The Necromancer (2018) poster

The Necromancer (2018)

Rating:


UK. 2018.

Crew

Director/Screenplay – Stuart Brennan, Producers – Stuart Brennan, Jessica Maxfield & Mark Paul Wake, Photography – Thomas Dobbie, Music – Dana Al Fardan, Visual Effects – Flamingo Post & Helix Media Group, Makeup Effects – Katrina Morgan. Production Company – Central City Media/KSM/Stronghold.

Cast

Stuart Brennan (Logan), Marcus Macleod (Bernard), Charlie Morgan (Charles), Austin Caley (Rupert), David Izatt (Edgar), Mark Paul Wake (The Necromancer), Sarina Taylor (Marie), Lizabeth Venezia (Lily), Josh Roberts (Reginald), Victoria Morrison (Siren of Memory), Gillian Dryburgh (Siren of Sound), Elanor Miller (Siren of Taste)


Plot

It is 1815. A group of British soldiers in Europe learn they are to be sent to fight at Waterloo but instead decide to desert. They travel into the forest, guided by a wounded soldier they encounter. However, once inside the forest, strange things begin to happen as the men are haunted by guilts from their past and the crimes they have committed brought to life.
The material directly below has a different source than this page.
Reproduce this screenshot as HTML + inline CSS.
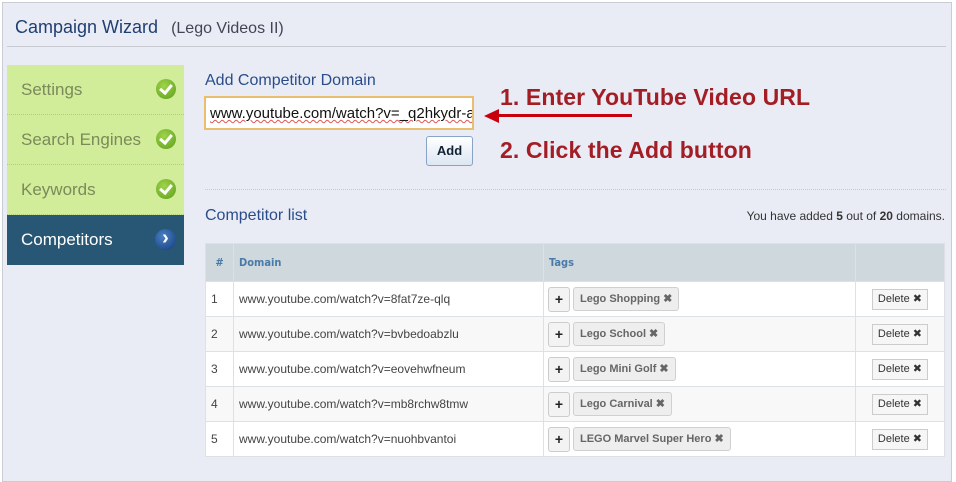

British director/writer/actor Stuart Brennan has emerged as an interesting force in genre cinema since the mid-2010s. Beginning in the early 2000s, Brennan has made a number of short films and then several full-length horror films with The Innocent (2006), Plan Z (2016) and subsequent to this the historical werewolf film Wolf (2019), the purely historical film Kingslayer (2022) and the historical fantasy Warchief (2024). In all of these, Brennan directs, writes the script and appears as an actor. He has also written and acted in but not directed The Lost (2006) and a version of A Christmas Carol (2018) where he played the role of Scrooge, as well as produced and acted in The Reverend (2011) and Stalker (2022), plus several other non-genre works.

Stuart Brennan likes to make films that have an historical realism. Both The Necromancer and Wolf borrow the basics of Neil Marshall’s Centurion (2010) and are centred around a group of soldiers in the wilderness in a fierce fight for survival on top of which Brennan throws in some fantastic element – witches and sirens here, werewolves in Wolf. There is a certain smartness to this in that it means that all the films are shot outdoors meaning no need to construct sets – in neither film is there a credit for production designer, for instance. (Most of The Necromancer was shot in Beecraigs Country Park in Scotland).

19th Century British soldiers Stuart Brennan and Marcus Macleod in The Necromancer (2018)
19th Century British soldiers – (2md from left) Stuart Brennan (also the film’s director and writer) and Marcus Macleod (front)

The film throws you into the midst of action in a battle scene conducting with reasonable ferocity. Thereafter, as the men go on a journey, the film doesn’t always give you clues as to where it is going. There is a journey through the woods and the meeting with a mysterious guide. Throughout, all of the characters have flashbacks to horrible things and ways they have behaved badly in the past, before they encounter mystery women who seem to bring them to a just desserts ending based on the acts they have conducted. I quite liked the place the film reaches at the ending.